Marina Ballo Charmet
Il lavoro di Marina Ballo Charmet, Poco dopo (2004-2005) ci riporta a un concetto di rifiuto immediato, chiaro ed estremamente quotidiano. Nel colore volutamente sbiadito delle immagini, sul selciato urbano valorizzato dall’orizzonte alto, senza cielo, vediamo ciò che resta di un mercato. Ma l’idea del ‘poco dopo’ impone una riflessione sul dopo di ogni cosa, di ogni azione, sui residui dell’esistenza, del pensiero, degli affetti, dei moti della coscienza. Lo scarto riguarda la vita stessa e il tempo che passa su di noi e dentro di noi, oggi vivo, attuale e domani già finito, da buttare.

Paola Di Bello
Dal 1996 al 2001 Paola Di Bello ha sviluppato un’ampia ricerca dal titolo Homeless’s Home, che comprende due momenti dialettici: da un lato (Concrete Island) gli oggetti domestici, sedie, divani, lavatrici, cucine a gas, frigoriferi che, superati nel processo del consumo, vengono abbandonati per le strade della città; dall’altro (Rischiano pene molto severe) i senzatetto, quegli uomini che per difficoltà di vita o per scelta vivono e dormono in strada, privati di ogni cosa che non sia la pura durissima sopravvivenza.
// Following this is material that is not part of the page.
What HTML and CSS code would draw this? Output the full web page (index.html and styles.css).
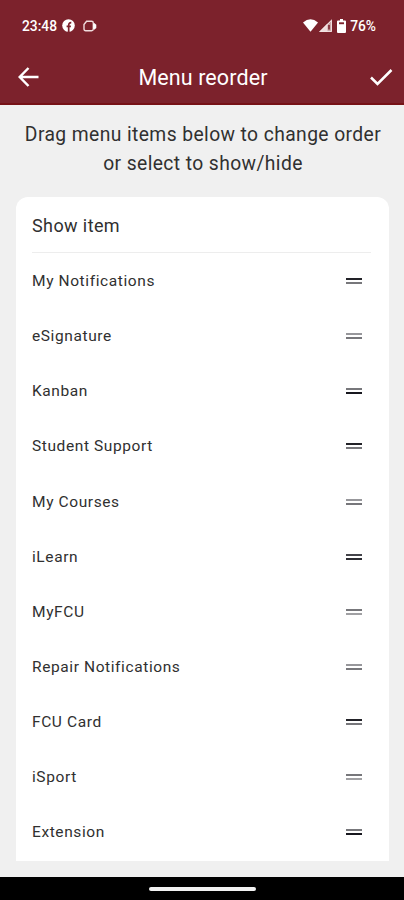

L’equazione oggetto-uomo è il punto di forza di questa ricerca carica di valore sociale e di immediata forza visiva. Figure di oggetti e figure umane dormienti a terra o su panchine vengono ribaltate dall’artista con una semplice rotazione di novanta gradi dell’immagine, che le lancia improvvisamente in una nuova vita, un nuovo significato di riconquistata dignità, trascinando con sé nel rovesciamento il paesaggio che fa da fondale.

Donatella Di Cicco
Invece Donatella Di Cicco con un suo lavoro del 2002, Senza titolo, sceglie la strada della messa in scena più clamorosa, ironica e pungente. Come su set cinematografici, persone recitano un mondo che procede e continua a funzionare in scenari di abbandono e di rovina: operai tentano di entrare a lavorare in una fabbrica abbandonata, persone fanno la coda davanti a un cinema dismesso, figure salgono su treni, navi, automobili distrutti dal tempo o da un incendio, una casalinga si avvia per far la spesa verso un supermercato che cade a pezzi, giovani sposi, famigliole allegre, gruppi di amici si aggirano nel disastro compiendo le azioni di sempre. L’umanità continua la sua vita nonostante la distruzione che ha, chiara, davanti agli occhi, finge vigore e bellezza in un mondo che è esso stesso una discarica.

Moira Ricci
E ancora un tono ludico possiede la serie di Moira Ricci dal titolo Selectron, Biribimbo, Carolina B12, Barbie e Police’s Car (1998). Sono i nomi di una serie di coloratissimi giocattoli costruiti con rifiuti tecnologici e cose trovate a terra, anche, tautologicamente, pezzi di bambole. Teneri recuperi di oggetti già vissuti, piccoli mostri, personaggi inventati eppure possibili (nei cartoon, nel fumetto, nell’immaginario video), ma soprattutto sculture realizzate con quel che c’è, con quello che il nostro mondo dei consumi respinge. La ricostruzione è al tempo stesso quella a cui da sempre il mondo contadino dà vita e quella che le tecnologie contemporanee dell’immagine invitano a fare. Alle spalle di tutto questo, concettualmente, le contaminazioni importanti che il collage e il fotomontaggio ci hanno autorevolmente autorizzato a creare.